**To be done:**
Print only the lines from the top of the data through the line with "flex h-[1792px] w-[828px]", both included, skipping every picture.

------------------------------

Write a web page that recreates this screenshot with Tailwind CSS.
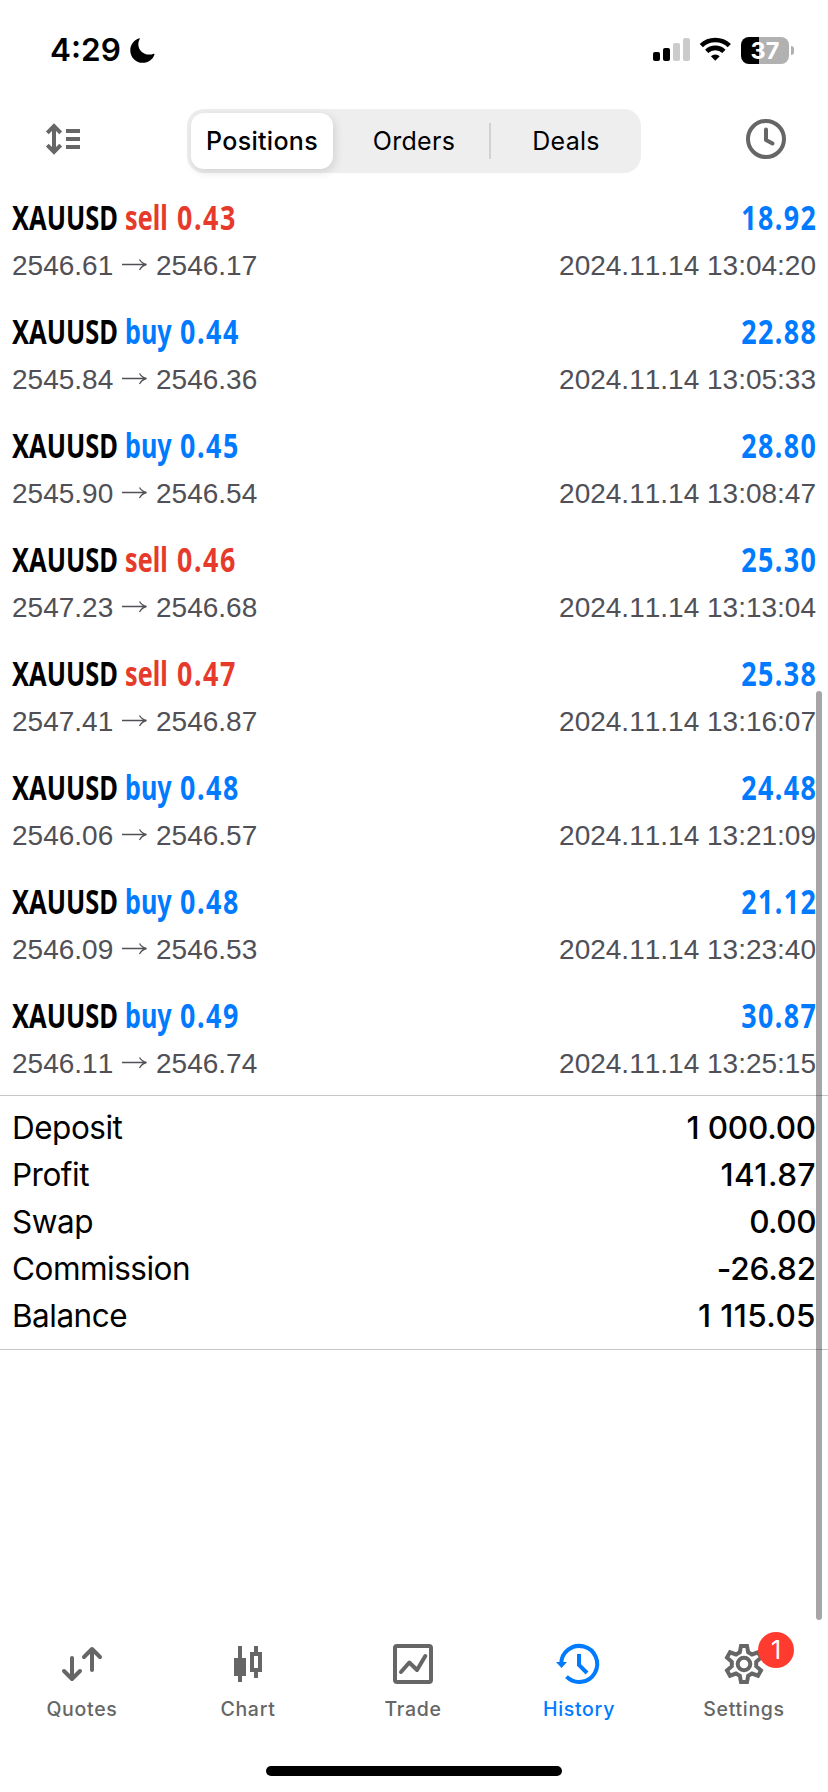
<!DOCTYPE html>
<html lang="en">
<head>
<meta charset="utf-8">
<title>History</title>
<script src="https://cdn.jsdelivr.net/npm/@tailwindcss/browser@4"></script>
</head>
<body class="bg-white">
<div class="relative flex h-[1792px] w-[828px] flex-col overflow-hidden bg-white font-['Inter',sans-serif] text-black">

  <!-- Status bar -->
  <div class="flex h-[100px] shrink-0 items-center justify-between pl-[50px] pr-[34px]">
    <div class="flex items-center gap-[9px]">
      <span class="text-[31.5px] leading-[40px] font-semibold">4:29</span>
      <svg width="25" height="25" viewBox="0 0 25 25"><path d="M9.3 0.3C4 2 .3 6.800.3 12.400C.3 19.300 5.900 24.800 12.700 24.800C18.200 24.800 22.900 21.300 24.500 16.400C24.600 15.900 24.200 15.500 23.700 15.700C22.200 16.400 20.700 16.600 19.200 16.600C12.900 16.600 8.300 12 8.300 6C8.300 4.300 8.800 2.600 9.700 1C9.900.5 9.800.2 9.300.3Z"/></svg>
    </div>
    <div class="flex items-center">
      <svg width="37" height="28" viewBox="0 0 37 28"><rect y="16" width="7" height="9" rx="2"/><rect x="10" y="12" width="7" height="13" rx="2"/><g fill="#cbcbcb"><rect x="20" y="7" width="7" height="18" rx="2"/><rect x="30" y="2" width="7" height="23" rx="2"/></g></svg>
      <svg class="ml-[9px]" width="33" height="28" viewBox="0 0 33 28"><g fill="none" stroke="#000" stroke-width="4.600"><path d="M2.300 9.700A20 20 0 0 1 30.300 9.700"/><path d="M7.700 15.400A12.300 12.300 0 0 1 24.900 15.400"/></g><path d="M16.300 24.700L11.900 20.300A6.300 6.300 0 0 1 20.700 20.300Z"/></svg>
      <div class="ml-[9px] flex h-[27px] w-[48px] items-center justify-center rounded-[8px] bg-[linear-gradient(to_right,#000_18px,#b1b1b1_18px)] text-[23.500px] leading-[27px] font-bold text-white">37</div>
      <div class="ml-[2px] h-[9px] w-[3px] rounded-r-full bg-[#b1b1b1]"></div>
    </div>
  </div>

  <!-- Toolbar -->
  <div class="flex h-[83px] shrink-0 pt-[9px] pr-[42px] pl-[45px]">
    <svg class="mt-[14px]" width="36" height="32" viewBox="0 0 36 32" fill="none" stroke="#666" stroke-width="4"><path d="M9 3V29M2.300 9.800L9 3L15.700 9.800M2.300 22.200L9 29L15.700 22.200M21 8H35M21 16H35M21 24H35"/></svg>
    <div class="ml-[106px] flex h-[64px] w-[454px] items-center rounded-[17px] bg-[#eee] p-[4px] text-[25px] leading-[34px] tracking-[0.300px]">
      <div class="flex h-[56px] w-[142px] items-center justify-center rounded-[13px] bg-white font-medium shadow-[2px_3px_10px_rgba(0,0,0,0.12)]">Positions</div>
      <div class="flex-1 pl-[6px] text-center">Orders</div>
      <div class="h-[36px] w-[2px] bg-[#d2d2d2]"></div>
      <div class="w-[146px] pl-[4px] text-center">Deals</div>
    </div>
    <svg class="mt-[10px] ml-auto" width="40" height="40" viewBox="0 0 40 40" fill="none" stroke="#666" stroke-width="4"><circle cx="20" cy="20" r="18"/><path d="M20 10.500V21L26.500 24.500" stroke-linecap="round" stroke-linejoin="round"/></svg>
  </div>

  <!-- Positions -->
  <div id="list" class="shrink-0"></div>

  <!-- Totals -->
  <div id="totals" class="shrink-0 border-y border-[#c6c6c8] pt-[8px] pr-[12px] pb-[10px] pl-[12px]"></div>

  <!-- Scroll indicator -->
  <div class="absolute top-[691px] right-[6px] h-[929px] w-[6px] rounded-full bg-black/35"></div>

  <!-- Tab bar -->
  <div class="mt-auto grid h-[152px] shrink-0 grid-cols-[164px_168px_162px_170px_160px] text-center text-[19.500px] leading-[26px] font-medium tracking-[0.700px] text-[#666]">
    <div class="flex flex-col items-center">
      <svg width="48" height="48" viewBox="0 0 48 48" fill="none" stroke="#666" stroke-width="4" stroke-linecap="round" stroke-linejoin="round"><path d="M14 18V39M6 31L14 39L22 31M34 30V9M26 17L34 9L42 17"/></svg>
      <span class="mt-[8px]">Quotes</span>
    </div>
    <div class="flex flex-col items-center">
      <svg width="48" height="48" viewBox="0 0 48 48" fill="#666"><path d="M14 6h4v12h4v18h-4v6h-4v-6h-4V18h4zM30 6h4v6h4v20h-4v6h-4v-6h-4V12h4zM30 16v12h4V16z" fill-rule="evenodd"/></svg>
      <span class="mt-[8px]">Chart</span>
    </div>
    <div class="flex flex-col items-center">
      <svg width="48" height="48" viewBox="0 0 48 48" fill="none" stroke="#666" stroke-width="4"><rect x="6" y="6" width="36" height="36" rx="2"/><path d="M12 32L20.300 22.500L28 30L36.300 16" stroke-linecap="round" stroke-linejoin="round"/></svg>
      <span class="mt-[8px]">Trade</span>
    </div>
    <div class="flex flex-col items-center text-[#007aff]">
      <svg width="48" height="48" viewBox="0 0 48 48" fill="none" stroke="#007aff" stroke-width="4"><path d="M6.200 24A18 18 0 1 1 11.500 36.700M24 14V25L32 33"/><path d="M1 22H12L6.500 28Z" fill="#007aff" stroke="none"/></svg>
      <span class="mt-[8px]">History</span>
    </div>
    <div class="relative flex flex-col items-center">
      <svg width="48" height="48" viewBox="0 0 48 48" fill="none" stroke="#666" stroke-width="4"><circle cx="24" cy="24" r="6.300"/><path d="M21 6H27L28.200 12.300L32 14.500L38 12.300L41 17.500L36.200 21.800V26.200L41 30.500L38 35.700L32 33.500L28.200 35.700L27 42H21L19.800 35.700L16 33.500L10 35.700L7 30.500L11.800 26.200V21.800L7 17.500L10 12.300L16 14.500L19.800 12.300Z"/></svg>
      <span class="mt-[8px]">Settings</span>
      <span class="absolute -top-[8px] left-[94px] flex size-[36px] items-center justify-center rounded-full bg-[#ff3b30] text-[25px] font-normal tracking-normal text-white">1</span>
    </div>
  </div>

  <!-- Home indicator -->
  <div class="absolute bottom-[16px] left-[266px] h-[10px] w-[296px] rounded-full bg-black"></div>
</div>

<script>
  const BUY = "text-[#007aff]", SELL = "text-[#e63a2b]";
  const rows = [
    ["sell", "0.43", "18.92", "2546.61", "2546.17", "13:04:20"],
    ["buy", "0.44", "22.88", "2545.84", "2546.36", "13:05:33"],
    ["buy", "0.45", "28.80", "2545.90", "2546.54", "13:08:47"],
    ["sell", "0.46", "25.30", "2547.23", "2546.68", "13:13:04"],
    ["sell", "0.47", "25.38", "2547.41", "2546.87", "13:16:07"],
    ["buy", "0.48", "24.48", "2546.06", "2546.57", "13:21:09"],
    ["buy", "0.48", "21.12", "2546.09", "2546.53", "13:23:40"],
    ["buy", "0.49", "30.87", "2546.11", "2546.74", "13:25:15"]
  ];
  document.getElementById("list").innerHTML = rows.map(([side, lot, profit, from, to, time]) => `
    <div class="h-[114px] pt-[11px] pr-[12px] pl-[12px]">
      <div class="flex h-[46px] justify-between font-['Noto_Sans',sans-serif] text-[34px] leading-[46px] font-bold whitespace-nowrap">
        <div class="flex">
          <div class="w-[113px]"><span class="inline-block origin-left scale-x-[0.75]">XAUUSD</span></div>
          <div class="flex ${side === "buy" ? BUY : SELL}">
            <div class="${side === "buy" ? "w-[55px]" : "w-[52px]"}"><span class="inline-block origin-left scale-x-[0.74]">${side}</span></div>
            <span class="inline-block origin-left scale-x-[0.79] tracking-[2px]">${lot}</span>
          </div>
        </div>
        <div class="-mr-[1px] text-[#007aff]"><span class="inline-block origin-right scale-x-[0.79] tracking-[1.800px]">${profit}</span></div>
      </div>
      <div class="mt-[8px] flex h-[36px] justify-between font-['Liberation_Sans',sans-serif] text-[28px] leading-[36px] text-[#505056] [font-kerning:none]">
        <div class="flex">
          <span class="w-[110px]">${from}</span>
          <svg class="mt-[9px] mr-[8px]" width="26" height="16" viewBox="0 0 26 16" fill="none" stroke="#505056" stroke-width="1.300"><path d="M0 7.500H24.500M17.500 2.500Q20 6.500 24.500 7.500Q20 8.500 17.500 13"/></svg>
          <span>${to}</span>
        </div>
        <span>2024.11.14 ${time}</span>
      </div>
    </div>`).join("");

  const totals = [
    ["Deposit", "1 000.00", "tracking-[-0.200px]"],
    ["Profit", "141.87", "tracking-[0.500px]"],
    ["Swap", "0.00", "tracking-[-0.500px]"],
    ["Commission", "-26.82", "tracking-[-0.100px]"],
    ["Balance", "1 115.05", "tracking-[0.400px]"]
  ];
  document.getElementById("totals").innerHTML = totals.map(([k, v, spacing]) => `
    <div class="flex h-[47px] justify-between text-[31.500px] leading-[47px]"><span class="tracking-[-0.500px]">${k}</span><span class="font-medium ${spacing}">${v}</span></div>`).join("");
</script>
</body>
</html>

------------------------------

**The solution:**
Write a web page that recreates this screenshot with Tailwind CSS.
<!DOCTYPE html>
<html lang="en">
<head>
<meta charset="utf-8">
<title>History</title>
<script src="https://cdn.jsdelivr.net/npm/@tailwindcss/browser@4"></script>
</head>
<body class="bg-white">
<div class="relative flex h-[1792px] w-[828px] flex-col overflow-hidden bg-white font-['Inter',sans-serif] text-black">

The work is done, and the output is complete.